++++ Information provided

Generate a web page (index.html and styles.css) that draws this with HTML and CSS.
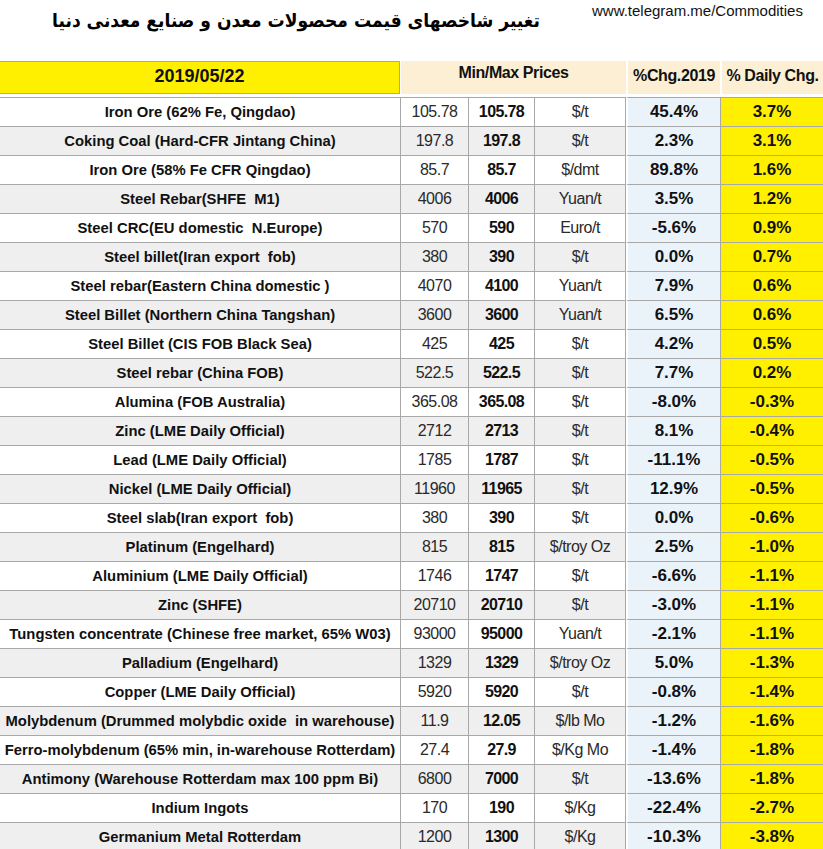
FILE: index.html
```html
<!DOCTYPE html>
<html lang="en">
<head>
<meta charset="utf-8">
<title>Commodities</title>
<link rel="stylesheet" href="styles.css">
</head>
<body>
<div class="page">
  <header class="top">
    <h1 class="title" dir="rtl" lang="fa">تغییر شاخصهای قیمت محصولات معدن و صنایع معدنی دنیا</h1>
    <div class="url">www.telegram.me/Commodities</div>
  </header>

  <div class="head">
    <div class="h-date">2019/05/22</div>
    <div class="h-peach h-minmax">Min/Max Prices</div>
    <div class="h-peach h-chg">%Chg.2019</div>
    <div class="h-peach h-daily">% Daily Chg.</div>
  </div>

  <table class="grid">
    <colgroup>
      <col class="c-name"><col class="c-min"><col class="c-max"><col class="c-unit"><col class="c-chg"><col class="c-daily">
    </colgroup>
    <tbody>
      <tr><td class="name">Iron Ore (62% Fe, Qingdao)</td><td class="min">105.78</td><td class="max">105.78</td><td class="unit">$/t</td><td class="chg">45.4%</td><td class="daily">3.7%</td></tr>
      <tr><td class="name">Coking Coal (Hard-CFR Jintang China)</td><td class="min">197.8</td><td class="max">197.8</td><td class="unit">$/t</td><td class="chg">2.3%</td><td class="daily">3.1%</td></tr>
      <tr><td class="name">Iron Ore (58% Fe CFR Qingdao)</td><td class="min">85.7</td><td class="max">85.7</td><td class="unit">$/dmt</td><td class="chg">89.8%</td><td class="daily">1.6%</td></tr>
      <tr><td class="name">Steel Rebar(SHFE&nbsp; M1)</td><td class="min">4006</td><td class="max">4006</td><td class="unit">Yuan/t</td><td class="chg">3.5%</td><td class="daily">1.2%</td></tr>
      <tr><td class="name">Steel CRC(EU domestic&nbsp; N.Europe)</td><td class="min">570</td><td class="max">590</td><td class="unit">Euro/t</td><td class="chg">-5.6%</td><td class="daily">0.9%</td></tr>
      <tr><td class="name">Steel billet(Iran export&nbsp; fob)</td><td class="min">380</td><td class="max">390</td><td class="unit">$/t</td><td class="chg">0.0%</td><td class="daily">0.7%</td></tr>
      <tr><td class="name">Steel rebar(Eastern China domestic )</td><td class="min">4070</td><td class="max">4100</td><td class="unit">Yuan/t</td><td class="chg">7.9%</td><td class="daily">0.6%</td></tr>
      <tr><td class="name">Steel Billet (Northern China Tangshan)</td><td class="min">3600</td><td class="max">3600</td><td class="unit">Yuan/t</td><td class="chg">6.5%</td><td class="daily">0.6%</td></tr>
      <tr><td class="name">Steel Billet (CIS FOB Black Sea)</td><td class="min">425</td><td class="max">425</td><td class="unit">$/t</td><td class="chg">4.2%</td><td class="daily">0.5%</td></tr>
      <tr><td class="name">Steel rebar (China FOB)</td><td class="min">522.5</td><td class="max">522.5</td><td class="unit">$/t</td><td class="chg">7.7%</td><td class="daily">0.2%</td></tr>
      <tr><td class="name">Alumina (FOB Australia)</td><td class="min">365.08</td><td class="max">365.08</td><td class="unit">$/t</td><td class="chg">-8.0%</td><td class="daily">-0.3%</td></tr>
      <tr><td class="name">Zinc (LME Daily Official)</td><td class="min">2712</td><td class="max">2713</td><td class="unit">$/t</td><td class="chg">8.1%</td><td class="daily">-0.4%</td></tr>
      <tr><td class="name">Lead (LME Daily Official)</td><td class="min">1785</td><td class="max">1787</td><td class="unit">$/t</td><td class="chg">-11.1%</td><td class="daily">-0.5%</td></tr>
      <tr><td class="name">Nickel (LME Daily Official)</td><td class="min">11960</td><td class="max">11965</td><td class="unit">$/t</td><td class="chg">12.9%</td><td class="daily">-0.5%</td></tr>
      <tr><td class="name">Steel slab(Iran export&nbsp; fob)</td><td class="min">380</td><td class="max">390</td><td class="unit">$/t</td><td class="chg">0.0%</td><td class="daily">-0.6%</td></tr>
      <tr><td class="name">Platinum (Engelhard)</td><td class="min">815</td><td class="max">815</td><td class="unit">$/troy Oz</td><td class="chg">2.5%</td><td class="daily">-1.0%</td></tr>
      <tr><td class="name">Aluminium (LME Daily Official)</td><td class="min">1746</td><td class="max">1747</td><td class="unit">$/t</td><td class="chg">-6.6%</td><td class="daily">-1.1%</td></tr>
      <tr><td class="name">Zinc (SHFE)</td><td class="min">20710</td><td class="max">20710</td><td class="unit">$/t</td><td class="chg">-3.0%</td><td class="daily">-1.1%</td></tr>
      <tr><td class="name">Tungsten concentrate (Chinese free market, 65% W03)</td><td class="min">93000</td><td class="max">95000</td><td class="unit">Yuan/t</td><td class="chg">-2.1%</td><td class="daily">-1.1%</td></tr>
      <tr><td class="name">Palladium (Engelhard)</td><td class="min">1329</td><td class="max">1329</td><td class="unit">$/troy Oz</td><td class="chg">5.0%</td><td class="daily">-1.3%</td></tr>
      <tr><td class="name">Copper (LME Daily Official)</td><td class="min">5920</td><td class="max">5920</td><td class="unit">$/t</td><td class="chg">-0.8%</td><td class="daily">-1.4%</td></tr>
      <tr><td class="name">Molybdenum (Drummed molybdic oxide&nbsp; in warehouse)</td><td class="min">11.9</td><td class="max">12.05</td><td class="unit">$/lb Mo</td><td class="chg">-1.2%</td><td class="daily">-1.6%</td></tr>
      <tr><td class="name">Ferro-molybdenum (65% min, in-warehouse Rotterdam)</td><td class="min">27.4</td><td class="max">27.9</td><td class="unit">$/Kg Mo</td><td class="chg">-1.4%</td><td class="daily">-1.8%</td></tr>
      <tr><td class="name">Antimony (Warehouse Rotterdam max 100 ppm Bi)</td><td class="min">6800</td><td class="max">7000</td><td class="unit">$/t</td><td class="chg">-13.6%</td><td class="daily">-1.8%</td></tr>
      <tr><td class="name">Indium Ingots</td><td class="min">170</td><td class="max">190</td><td class="unit">$/Kg</td><td class="chg">-22.4%</td><td class="daily">-2.7%</td></tr>
      <tr><td class="name">Germanium Metal Rotterdam</td><td class="min">1200</td><td class="max">1300</td><td class="unit">$/Kg</td><td class="chg">-10.3%</td><td class="daily">-3.8%</td></tr>
    </tbody>
  </table>
</div>
</body>
</html>
```

FILE: styles.css
```css
html, body {
  margin: 0;
  padding: 0;
  background: #ffffff;
}

.page {
  width: 823px;
  font-family: "Liberation Sans", Arial, sans-serif;
  color: #111;
}

/* ---------- top title area ---------- */
.top {
  height: 61px;
  display: flex;
  align-items: flex-start;
}

.title {
  margin: 0;
  padding-top: 7px;
  width: 592px;
  text-align: center;
  white-space: nowrap;
  font-family: "DejaVu Sans Condensed", "DejaVu Sans", sans-serif;
  font-stretch: condensed;
  font-weight: bold;
  font-size: 19px;
  line-height: 26px;
  color: #000;
}

.url {
  padding-top: 2px;
  font-size: 15px;
  line-height: 18px;
  color: #111;
  white-space: nowrap;
}

/* ---------- header row ---------- */
.head {
  display: grid;
  grid-template-columns: 401px 227px 94px 101px;
  height: 33px;
  margin-bottom: 3px;
}

.h-date {
  background: #fff000;
  border: 1px solid #a8a8a8;
  border-left: none;
  margin-right: 1px;
  font-weight: bold;
  font-size: 18px;
  display: flex;
  align-items: center;
  justify-content: center;
  padding-bottom: 2px;
}

.h-peach {
  background: #fcefd3;
  font-weight: bold;
  font-size: 16px;
  letter-spacing: -0.4px;
  white-space: nowrap;
  display: flex;
  justify-content: center;
}

.h-minmax {
  margin-right: 2px;
  align-items: flex-start;
  padding-top: 3px;
}

.h-chg {
  margin-right: 2px;
  align-items: center;
  padding-bottom: 4px;
}

.h-daily {
  align-items: center;
  padding-bottom: 4px;
}

/* ---------- data table ---------- */
.grid {
  width: 823px;
  table-layout: fixed;
  border-collapse: separate;
  border-spacing: 0;
}

.c-name { width: 401px; }
.c-min { width: 68px; }
.c-max { width: 66px; }
.c-unit { width: 91px; }
.c-chg { width: 95px; }
.c-daily { width: 102px; }

.grid td {
  height: 28px;
  padding: 0;
  text-align: center;
  vertical-align: middle;
  white-space: nowrap;
  border-right: 1px solid #a8a8a8;
  border-bottom: 1px solid #a8a8a8;
  background: #ffffff;
}

.grid tr:first-child td {
  border-top: 1px solid #a8a8a8;
}

.grid tr:nth-child(even) td {
  background: #efefef;
}

.grid td:last-child {
  border-right: none;
}

.grid td.name {
  font-weight: bold;
  font-size: 14.8px;
  color: #111;
}

.grid td.min,
.grid td.unit {
  font-size: 16px;
  letter-spacing: -0.5px;
  color: #2a2a2a;
}

.grid td.max {
  font-weight: bold;
  font-size: 16px;
  letter-spacing: -0.6px;
  color: #111;
}

.grid td.chg,
.grid tr:nth-child(even) td.chg {
  background: #eaf3fa;
  border-left: 2px solid #ffffff;
  font-weight: bold;
  font-size: 17px;
  color: #111;
}

.grid td.daily,
.grid tr:nth-child(even) td.daily {
  background: #fff000;
  font-weight: bold;
  font-size: 17px;
  color: #111;
}
```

++++++++

> [What you are asked to do]: Copy all lines from the material that include "index".

> [Result of the exercise]:
Generate a web page (index.html and styles.css) that draws this with HTML and CSS.
FILE: index.html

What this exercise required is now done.